Notable originals on the new album include the saucy and slowly percolating “Cry Out for More,” a Shawanda/Strobel co-write. “It’s a song about the push and pull of relationships… working through those moments of ‘You drive me crazy… but I’m also crazy about you,’” Shawanda howls. “And because we are husband and wife, we can really put that out there.

 

“Dewayne and I also wrote (the ferociously propulsive) ‘Bluetrain’ to show the correlation between the missing and murdered Indigenous women in the north and missing and murdered Black women in the south. It's about finding peace.”

 

“Trouble,” another blistering original on Voodoo Woman — this one co-written with fast-rising composer and fellow Canuck Vanyah Venhuizen — showcases both Shawanda’s peerless belting and her broader influences. “That song has a bit of a throwback, Tina Turner feel to it.  It’s about being in love with bad boys,” she says. “It was done so fast and I just love it.

 

“My whole life I feel like I’ve been given these stepping stones to the blues,” Shawanda says. “My parents listened to country music and lots of Elvis Presley. I was the proverbial kid in the basement listening to my parents’ albums and combing the liner notes to find out who wrote the songs. That’s how I discovered Big Mama Thornton, through Elvis’ cover of ‘Hound Dog.’

 

“I followed up by listening to all of her music. Her voice was so big! I never heard a woman sing with that much presence, and I was intrigued. Recording ‘Hound Dog’ was like opening the floodgates for me. Plus, this album is really inspired by the resilience of women who were survivors of love, of the music business, of life.  That was their voodoo. They were survivors, and so am I.”

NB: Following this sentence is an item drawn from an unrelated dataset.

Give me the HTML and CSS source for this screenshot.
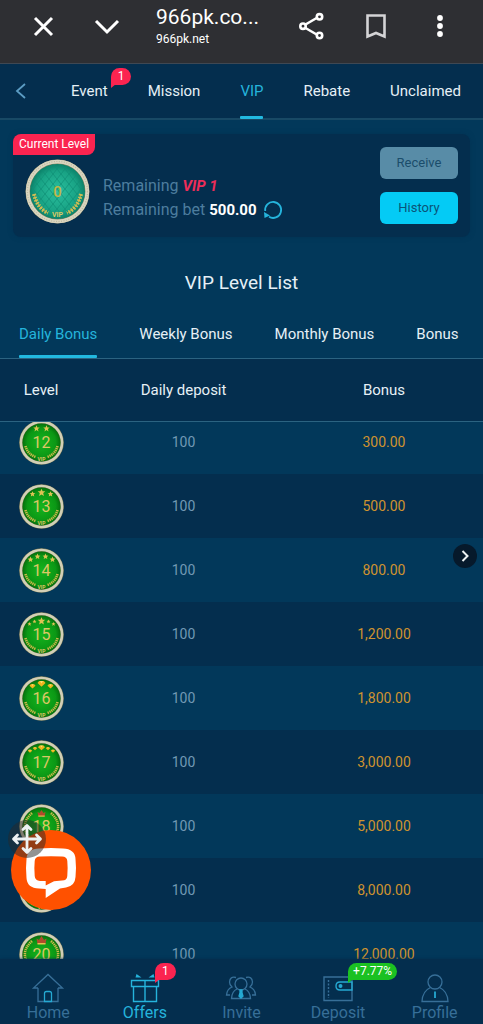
FILE: index.html
```html
<!DOCTYPE html>
<html lang="en">
<head>
  <meta charset="UTF-8">
  <meta name="viewport" content="width=device-width, initial-scale=1.0">
  <title>VIP Level List</title>
  <link rel="stylesheet" href="styles.css">
</head>
<body>
  <div class="app">
    <!-- Browser bar -->
    <header class="browser-bar">
      <div class="bar-group">
        <button class="bar-button" aria-label="Close">
          <svg viewBox="0 0 24 24" fill="none" stroke="currentColor" stroke-width="3"><path d="M4 4l17 17M21 4L4 21"></path></svg>
        </button>
        <button class="bar-button" aria-label="Minimize">
          <svg viewBox="0 0 24 24" fill="none" stroke="currentColor" stroke-width="3"><path d="M1 7l11 11L23 7"></path></svg>
        </button>
      </div>
      <div class="bar-title">
        <div class="site-title">966pk.co...</div>
        <div class="site-url">966pk.net</div>
      </div>
      <div class="bar-group">
        <button class="bar-button" aria-label="Share">
          <svg viewBox="0 0 24 24" fill="none" stroke="currentColor" stroke-width="2.6">
            <path d="M5.5 10.500l12-7M5.500 14l12 7"></path>
            <circle cx="3" cy="12.200" r="2.700"></circle>
            <circle cx="19.500" cy="2.800" r="2.700"></circle>
            <circle cx="19.500" cy="21.500" r="2.700"></circle>
          </svg>
        </button>
        <button class="bar-button bookmark" aria-label="Bookmark">
          <svg viewBox="0 0 24 24" fill="none" stroke="currentColor" stroke-width="2.600"><path d="M3.500 1.500h17V22.500L12 19 3.500 22.500z"></path></svg>
        </button>
        <button class="bar-button" aria-label="More">
          <svg viewBox="0 0 24 24" fill="currentColor"><circle cx="12" cy="4" r="2.900"></circle><circle cx="12" cy="12" r="2.900"></circle><circle cx="12" cy="20" r="2.900"></circle></svg>
        </button>
      </div>
    </header>

    <!-- Main tabs -->
    <nav class="main-tabs">
      <a href="#" class="back" aria-label="Back">
        <svg viewBox="0 0 16 16" fill="none" stroke="currentColor" stroke-width="1.800"><path d="M12 1L4 8l8 7"></path></svg>
      </a>
      <a href="#" class="tab">Event<span class="badge event-badge">1</span></a>
      <a href="#" class="tab">Mission</a>
      <a href="#" class="tab active">VIP</a>
      <a href="#" class="tab">Rebate</a>
      <a href="#" class="tab">Unclaimed</a>
    </nav>

    <!-- Current level -->
    <section class="level-card">
      <span class="level-tag">Current Level</span>
      <svg class="current-coin" viewBox="0 0 65 65">
        <defs>
          <radialGradient id="teal"><stop offset="0" stop-color="#2abf9e"></stop><stop offset="0.750" stop-color="#18a284"></stop><stop offset="1" stop-color="#0b8068"></stop></radialGradient>
          <radialGradient id="green"><stop offset="0" stop-color="#15b41d"></stop><stop offset="0.750" stop-color="#0b9815"></stop><stop offset="1" stop-color="#066f0c"></stop></radialGradient>
          <pattern id="quilt" width="8" height="10" patternUnits="userSpaceOnUse"><path d="M0 0l8 10M8 0L0 10" stroke="#0f8d74" stroke-width="0.700"></path></pattern>
        </defs>
        <circle cx="32.500" cy="32.500" r="32" fill="#8b8763"></circle>
        <circle cx="32.500" cy="32.500" r="29.800" fill="none" stroke="#d9d5c0" stroke-width="3.800"></circle>
        <circle cx="32.500" cy="32.500" r="30" fill="none" stroke="#bdb99e" stroke-width="1.200" stroke-dasharray="1 1.500"></circle>
        <circle cx="32.500" cy="32.500" r="27.500" fill="url(#teal)"></circle>
        <circle cx="32.500" cy="32.500" r="27.500" fill="url(#quilt)"></circle>
        <path d="M9 35q3 14 14 19M56 35q-3 14-14 19" fill="none" stroke="#c8b34a" stroke-width="1"></path>
        <path d="M9 35q3 14 14 19M56 35q-3 14-14 19" fill="none" stroke="#d0bc55" stroke-width="4" stroke-dasharray="1.600 1.400"></path>
        <text x="32.500" y="38" class="coin-zero">0</text>
        <text x="32.500" y="58" class="coin-label">VIP</text>
      </svg>
      <div class="remaining">
        <p>Remaining <em>VIP 1</em></p>
        <p>Remaining bet <strong>500.00</strong>
          <button class="refresh" aria-label="Refresh">
            <svg viewBox="0 0 20 20" fill="none" stroke="currentColor" stroke-width="1.800"><path d="M2.200 11A8 8 0 1 1 6 16.800"></path><path d="M1 12l.5 6 5.500-2.500z" fill="currentColor" stroke="none"></path></svg>
          </button>
        </p>
      </div>
      <div class="card-actions">
        <button class="action receive">Receive</button>
        <button class="action history">History</button>
      </div>
    </section>

    <h1 class="list-title">VIP Level List</h1>

    <nav class="sub-tabs">
      <a href="#" class="tab active">Daily Bonus</a>
      <a href="#" class="tab">Weekly Bonus</a>
      <a href="#" class="tab">Monthly Bonus</a>
      <a href="#" class="tab">Bonus</a>
    </nav>

    <div class="level-scroll" id="level-scroll">
      <table class="level-table">
        <thead>
          <tr><th class="col-level">Level</th><th class="col-deposit">Daily deposit</th><th>Bonus</th></tr>
        </thead>
        <tbody id="level-rows">
          <!-- Level rows are rendered below -->
        </tbody>
      </table>
    </div>

    <!-- Bottom navigation -->
    <nav class="bottom-nav">
      <a href="#" class="nav-item">
        <svg class="nav-icon" viewBox="0 0 32 30" fill="none" stroke="currentColor" stroke-width="1.300">
          <path d="M6 15v13.500h20V15M6 15H1.500L16 1.500 30.500 15H26"></path>
          <path class="accent" d="M12.500 28.500v-8q0-2 2-2h3q2 0 2 2v8z"></path>
        </svg>
        Home
      </a>
      <a href="#" class="nav-item active">
        <svg class="nav-icon" viewBox="0 0 32 30" fill="none" stroke="currentColor" stroke-width="1.400">
          <path d="M2.500 7.500h27v6h-27zM4.500 13.500v15h23v-15M16 7.500v21"></path>
          <path d="M6.500 4.500l1-3.500 5 3.500zM19.500 4.500l5-3.500 1 3.500z" fill="currentColor" stroke="none"></path>
        </svg>
        Offers
        <span class="badge nav-badge">1</span>
      </a>
      <a href="#" class="nav-item">
        <svg class="nav-icon" viewBox="0 0 32 30" fill="none" stroke="currentColor" stroke-width="1.300">
          <circle cx="16" cy="11" r="6"></circle>
          <path d="M12 16q-5 2-5.500 9.500h19q-.5-7.500-5.500-9.500"></path>
          <path d="M11 4.500Q5 3 4.500 9q0 3 2.500 5-5 2-5.500 8H5M21 4.500q6-1.500 6.500 4.500 0 3-2.500 5 5 2 5.500 8H27"></path>
          <path class="accent fill" d="M15 17h2v3l1 3-2 2-2-2 1-3z"></path>
        </svg>
        Invite
      </a>
      <a href="#" class="nav-item">
        <svg class="nav-icon" viewBox="0 0 32 30" fill="none" stroke="currentColor" stroke-width="1.400">
          <path d="M2 4h28v23.500H2z"></path>
          <path d="M6.500 7v18" stroke-dasharray="2 1.500"></path>
          <path class="accent" d="M30 9H18q-4 0-4 4t4 4h12z"></path>
          <circle class="accent fill" cx="18.500" cy="13" r="1.300"></circle>
        </svg>
        Deposit
        <span class="badge nav-badge green">+7.77%</span>
      </a>
      <a href="#" class="nav-item">
        <svg class="nav-icon" viewBox="0 0 32 30" fill="none" stroke="currentColor" stroke-width="1.300">
          <circle cx="16" cy="9" r="7"></circle>
          <path d="M11.500 14.500Q3.500 18 3 28.500h26q-.5-10.500-8.500-14"></path>
          <path class="accent" stroke-width="1.800" d="M16 18.500v6.500"></path>
        </svg>
        Profile
      </a>
    </nav>
  </div>

  <!-- Floating buttons -->
  <button class="side-arrow" aria-label="Open side panel">
    <svg viewBox="0 0 24 24" fill="none" stroke="currentColor" stroke-width="2"><path d="M9.500 7l5 5-5 5"></path></svg>
  </button>
  <button class="chat-button" aria-label="Chat">
    <svg viewBox="0 0 80 80">
      <path fill="#ffffff" fill-rule="evenodd" d="M28 18.500Q40 17.500 52 18.500 64 19 64.500 29 65.500 38 64.500 47 64 56 55 57.500L49 58.500 34.700 68V59L28 58.500Q16 58 15.500 48 14.500 38 15.500 29 16 19 28 18.500zM29 26.500Q24 26.500 23.700 31 23 38 23.700 46 24 50.500 29 51H34.700V55.500L43 51.200 51 50.500Q56 50.500 56.300 46 57 38 56.300 31 56 26.500 51 26.500 40 25.800 29 26.500z"></path>
    </svg>
  </button>
  <button class="move-handle" aria-label="Move chat">
    <svg viewBox="0 0 38 38" fill="none" stroke="currentColor" stroke-width="2.800" stroke-linecap="round" stroke-linejoin="round">
      <path d="M19 6v26M6 19h26M15 9.500L19 5.500l4 4M15 28.500l4 4 4-4M9.500 15l-4 4 4 4M28.500 15l4 4-4 4"></path>
    </svg>
  </button>

  <script>
    const levels = [
      { level: 12, bonus: '300.00', mark: 'star', marks: [[17.5, 8.5, 3.2], [27.5, 8.5, 3.2]] },
      { level: 13, bonus: '500.00', mark: 'star', marks: [[13.5, 10, 2.8], [22.5, 8.5, 3.8], [31.5, 10, 2.8]] },
      { level: 14, bonus: '800.00', mark: 'star', marks: [[11.5, 11.5, 2.9], [18.5, 8.5, 2.9], [26.5, 8.5, 2.9], [33.5, 11.5, 2.9]] },
      { level: 15, bonus: '1,200.00', mark: 'star', marks: [[10.5, 12, 2], [15.5, 9.5, 2], [22.5, 9, 3.8], [29.5, 9.5, 2], [34.5, 12, 2]] },
      { level: 16, bonus: '1,800.00', mark: 'gem', marks: [[13.5, 10, 3], [22.5, 7.5, 4], [31.5, 10, 3]] },
      { level: 17, bonus: '3,000.00', mark: 'gem', marks: [[11, 11, 2.2], [16, 8.5, 2.2], [22.5, 7.5, 3.5], [29, 8.5, 2.2], [34, 11, 2.2]] },
      { level: 18, bonus: '5,000.00', mark: 'crown', marks: [[22.5, 9.5, 4]] },
      { level: 19, bonus: '8,000.00', mark: 'crown', marks: [[22.5, 9.5, 4]] },
      { level: 20, bonus: '12,000.00', mark: 'crown', marks: [[22.5, 8.5, 5]] }
    ];

    const shapes = {
      star: '<path fill="#dfc354" d="M0-1L.3-.35 1-.3.45.15.62.9 0 .5-.62.9-.45.15-1-.3-.3-.35z"/>',
      gem: '<path fill="#efb51d" d="M-.6-.6H.6L1-.1 0 .8-1-.1z"/><path fill="#ffe071" d="M-.4-.6H.4L0 0z"/>',
      crown: '<path fill="#b04b2c" d="M-1-.4l.5.3L0-.9.5-.1l.5-.3-.2 1.100H-.8z"/><path fill="#e2c14e" d="M-.8.500H.8v.3H-.8z"/>'
    };

    function coin(item) {
      const marks = item.marks.map(([x, y, size]) =>
        `<g transform="translate(${x} ${y}) scale(${size})">${shapes[item.mark]}</g>`).join('');
      // Crown levels have laurels that run all the way up
      const laurel = item.mark === 'crown'
        ? 'M13 9Q2 19 8 30q4 6 8 7M32 9q11 10 5 21-4 6-8 7'
        : 'M6.500 26q2 8 10 11M38.500 26q-2 8-10 11';
      return `
        <svg class="coin" viewBox="0 0 45 45">
          <circle cx="22.500" cy="22.500" r="22.300" fill="#817e59"/>
          <circle cx="22.500" cy="22.500" r="20.500" fill="none" stroke="#d2cfb6" stroke-width="2.600"/>
          <circle cx="22.500" cy="22.500" r="19" fill="url(#green)"/>
          <path d="${laurel}" fill="none" stroke="#c9ba4a" stroke-width="2.600" stroke-dasharray="1.300 0.700"/>
          ${marks}
          <text x="22.500" y="27.500" class="coin-number">${item.level}</text>
          <text x="22.500" y="40.500" class="coin-label small">VIP</text>
        </svg>`;
    }

    document.getElementById('level-rows').innerHTML = levels.map(item => `
      <tr>
        <td>${coin(item)}</td>
        <td class="deposit">100</td>
        <td class="bonus">${item.bonus}</td>
      </tr>
    `).join('');

    // Start with level 12 partly under the sticky header
    document.getElementById('level-scroll').scrollTop = 12;
  </script>
</body>
</html>
```
FILE: styles.css
```css
* {
  margin: 0;
  padding: 0;
  box-sizing: border-box;
}

body {
  font-family: Roboto, "Liberation Sans", sans-serif;
  font-size: 15px;
  color: #e6f0f6;
  background-color: #02385a;
}

a {
  color: inherit;
  text-decoration: none;
}

button {
  font: inherit;
  border: none;
  background: none;
  cursor: pointer;
}

svg {
  display: block;
  overflow: visible;
}

.app {
  display: flex;
  flex-direction: column;
  height: 100vh;
}

/* Browser bar */
.browser-bar {
  display: flex;
  gap: 37px;
  padding: 4px 31px 15px;
  background-color: #2e2f33;
  border-bottom: 1px solid #3f4853;
  color: #ffffff;
}

.bar-group {
  display: flex;
  align-items: center;
  gap: 40px;
}

.bar-button {
  width: 24px;
  height: 24px;
  color: #ffffff;
}

.bookmark {
  color: #d4d4d6;
}

.bar-title {
  flex: 1;
  min-width: 0;
  white-space: nowrap;
}

.site-title {
  font-size: 21px;
  line-height: 26px;
}

.site-url {
  font-size: 12px;
  line-height: 18px;
}

/* Tabs */
.main-tabs,
.sub-tabs {
  display: flex;
  white-space: nowrap;
}

.main-tabs {
  gap: 40px;
  height: 56px;
  padding-left: 13px;
  background-color: #042e4e;
  border-bottom: 2px solid #184965;
}

.sub-tabs {
  gap: 42px;
  height: 49px;
  margin-top: 13px;
  padding-left: 19px;
  border-bottom: 1px solid #2b6381;
}

.back {
  display: flex;
  align-items: center;
  width: 18px;
  color: #5c9dc4;
}

.back svg {
  width: 16px;
  height: 16px;
}

.tab {
  position: relative;
  display: flex;
  align-items: center;
}

.tab.active {
  color: #25b4dc;
}

.tab.active::after {
  content: "";
  position: absolute;
  left: 0;
  right: 0;
  bottom: 0;
  height: 3px;
  border-radius: 1px;
  background-color: #22b9e0;
}

.main-tabs .tab.active::after {
  bottom: -1px;
}

.badge {
  position: absolute;
  height: 17px;
  padding: 0 7px;
  border-radius: 9px 9px 9px 0;
  background-color: #fb2450;
  color: #ffffff;
  font-size: 12px;
  line-height: 16px;
}

.badge::after {
  content: "";
  position: absolute;
  left: 0;
  top: 16px;
  border-top: 4px solid #fb2450;
  border-right: 5px solid transparent;
}

.event-badge {
  top: 4px;
  left: 100%;
  margin-left: 3px;
}

/* Current level card */
.level-card {
  position: relative;
  display: flex;
  align-items: flex-end;
  gap: 13px;
  margin: 14px 13px 0;
  padding: 13px 12px;
  border-radius: 8px;
  background-color: #042e4e;
  box-shadow: 0 0 5px #042e4e88;
}

.level-tag {
  position: absolute;
  top: 0;
  left: 0;
  padding: 0 6px;
  border-radius: 8px 0 8px 0;
  background-color: #fb2450;
  color: #ffffff;
  font-size: 12px;
  line-height: 21px;
}

.current-coin {
  width: 65px;
  height: 65px;
}

.remaining {
  flex: 1;
  padding-bottom: 2px;
  color: #4d7d9e;
  font-size: 16px;
  line-height: 24px;
  white-space: nowrap;
}

.remaining p {
  display: flex;
  align-items: center;
  gap: 4px;
}

.remaining em,
.remaining strong {
  font-size: 15px;
}

.remaining em {
  color: #ed2d59;
  font-weight: bold;
}

.remaining strong {
  color: #ffffff;
}

.refresh {
  width: 20px;
  height: 20px;
  margin-left: 2px;
  color: #25b4dc;
}

.card-actions {
  display: flex;
  flex-direction: column;
  gap: 13px;
}

.action {
  width: 78px;
  height: 32px;
  padding-bottom: 2px;
  border-radius: 6px;
  font-size: 13px;
}

.receive {
  background-color: #588ca7;
  color: #1b4d6b;
}

.history {
  background-color: #04cbf5;
  color: #0b5378;
}

.list-title {
  margin-top: 32px;
  font-size: 19px;
  font-weight: normal;
  line-height: 28px;
  text-align: center;
}

/* Level table */
.level-scroll {
  flex: 1;
  min-height: 0;
  overflow-y: auto;
  scrollbar-width: none;
}

.level-table {
  width: 100%;
  border-collapse: separate;
  border-spacing: 0;
  table-layout: fixed;
  text-align: center;
}

.level-table th {
  position: sticky;
  top: 0;
  z-index: 1;
  height: 63px;
  background-color: #042e4e;
  border-bottom: 1px solid #2b6381;
  font-weight: normal;
}

.col-level {
  width: 17%;
}

.col-deposit {
  width: 42%;
}

.level-table td {
  height: 64px;
  font-size: 14px;
}

.level-table tbody tr:nth-child(even) {
  background-color: #042e4e;
}

.deposit {
  color: #7199b4;
}

.bonus {
  color: #cf932f;
}

.coin {
  width: 45px;
  height: 45px;
  margin: 0 auto;
}

.coin-number,
.coin-zero,
.coin-label {
  fill: #dcc766;
  text-anchor: middle;
}

.coin-number {
  font-size: 16px;
}

.coin-zero {
  font-size: 15px;
  font-weight: 500;
  fill: #c3b544;
}

.coin-label {
  font-size: 7px;
  font-weight: bold;
}

.coin-label.small {
  font-size: 5px;
}

/* Bottom navigation */
.bottom-nav {
  display: flex;
  height: 65px;
  background-color: #042e4e;
  box-shadow: 0 0 3px #042e4e;
}

.nav-item {
  position: relative;
  flex: 1;
  display: flex;
  flex-direction: column;
  align-items: center;
  padding-top: 14px;
  color: #376f98;
  font-size: 16px;
  line-height: 20px;
}

.nav-item.active {
  color: #25b4dc;
}

.nav-icon {
  width: 32px;
  height: 30px;
}

.accent {
  stroke: #25a9d2;
}

.accent.fill {
  fill: #25a9d2;
}

.nav-badge {
  top: 4px;
  left: 50%;
  margin-left: 10px;
}

.green {
  padding: 0 5px;
  background-color: #1bc122;
}

.green::after {
  border-top-color: #1bc122;
}

/* Floating buttons */
.side-arrow,
.chat-button,
.move-handle {
  position: fixed;
  border-radius: 50%;
  color: #edf2f3;
}

.side-arrow {
  right: 6px;
  bottom: 456px;
  width: 24px;
  height: 24px;
  background-color: #06192b;
}

.chat-button {
  left: 11px;
  bottom: 114px;
  width: 80px;
  height: 80px;
  background-color: #ff5100;
}

.move-handle {
  left: 8px;
  bottom: 166px;
  width: 38px;
  height: 38px;
  background-color: rgba(40, 40, 40, 0.5);
}
```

Shawanda continues: “Voodoo Woman is a whole new Crystal Shawanda. And when you think about it, blues is the root of everything. Country, pop, rock — they all derive from the blues.  Even country led me to the blues. Hank Williams sang ‘Lovesick Blues’ and ‘Long Gone Lonesome Blues.’ Maybe this album is like a mini-education in blues! If that’s how people approach it, well, that’s fine with me.”